Los ojos de la pequeña me estudiaron con cierta ansiedad. ¿Y éste de que va?, debió pensar antes de darme una respuesta. Pero supongo que llegó a la misma conclusión que yo: me la debía, aunque sólo fuera por el golpe.
– Sí – murmuró.
– ¿Y qué parte te ha gustado más?
La niña parpadeó un par de veces antes de hojear con rapidez el pequeño libro. Al cabo de unos segundos, con la sonrisa de quien encuentra un tesoro, lo sostuvo con ambas manos y me lo acercó a la cara, abierto de par en par.
– ¡Esto! –exclamó.
Leí las palabras que su escuálido dedo me señalaba. Eran breves, me bastó un vistazo, y cuando terminé de hacerlo asentí con la cabeza pero esta vez sin ganas de sonreír. Como si mi gesto se le hubiera antojado una señal convenida, la niña me dijo adiós y continuó su atolondrada carrera hasta perderse calle abajo.

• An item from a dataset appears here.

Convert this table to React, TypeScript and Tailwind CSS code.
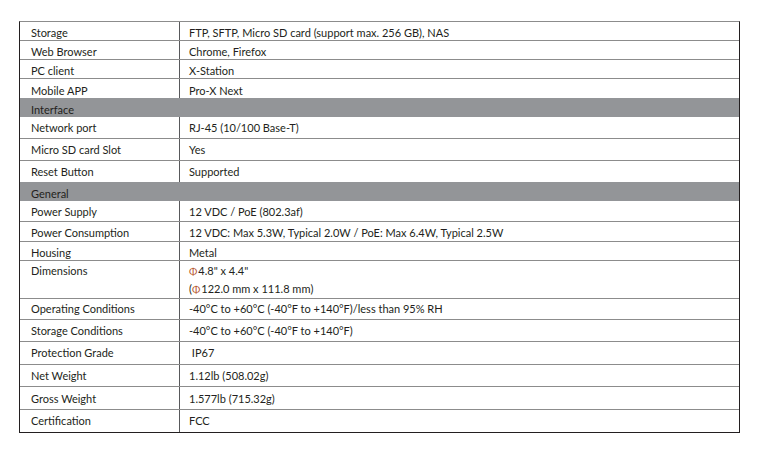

Sería estupendo, pensé, que esa cría viva lo suficiente como para convertirse en una joven culta, guapa e intrépida. Que sepa navegar entre océanos de literatura. Que con los años pase de releer “El Principito” a conquistar “El guardián entre el centeno”, y luego bucee, si sabe aguantar la respiración, entre las simas de “La metamorfosis”. Alguien a quien nadie libre de vivir sus primeros y necesarios desengaños. Que asuma lecciones que sólo se aprenden de madrugada, abrazada a sus propias rodillas, mientras a su lado duerma ajeno el perfecto extraño en el que de pronto se haya convertido el príncipe azul que había creído conocer, o que un día vuelva a sostener en sus manos el pañuelo arrugado que un día cubrió los efectos de su enfermedad y decida entregar media vida ayudando a aquellos que en ese momento teman en juego la suya. Sería estupendo, pero no sé si sucederá.
No he vuelto a encontrarme con ella y no sé si lo volveré a hacer. Tal vez lo suyo no fuera tan grave, y su torpe vitalidad constituyera el mejor síntoma de que todo va a salir bien. A estas alturas de la película conozco perfectamente dónde se encuentran las palabras ánimo, esperanzao deseo en el diccionario, pero confieso que me resulta cada vez más difícil buscarlas. La vida va cubriendo de polvo y mugre ciertos vocabularios, y hace ya mucho tiempo que dejé de creer en los cuentos de hadas. En resumen, ignoro si tarde o temprano se cumplirá ese miserable pronóstico de que los angelitos vuelven al cielo o si, felizmente, todo saldrá bien y la pesadilla quedará atrás; pero al menos, me digo, a pesar de su breve existencia, a esa niña ya le ha dado tiempo a comprender el sentido de las palabras que aquella mañana me mostró subrayadas a lápiz. Las mismas que hoy, sentado en mi despacho mientras tecleo estas líneas, aún me resultan vetadas y que ahora que vuelvo a pensar en ella parece estar dirigiéndomelas a mí: “Cuando te hayas consolado (uno siempre termina por consolarse), te alegrarás de haberme conocido”.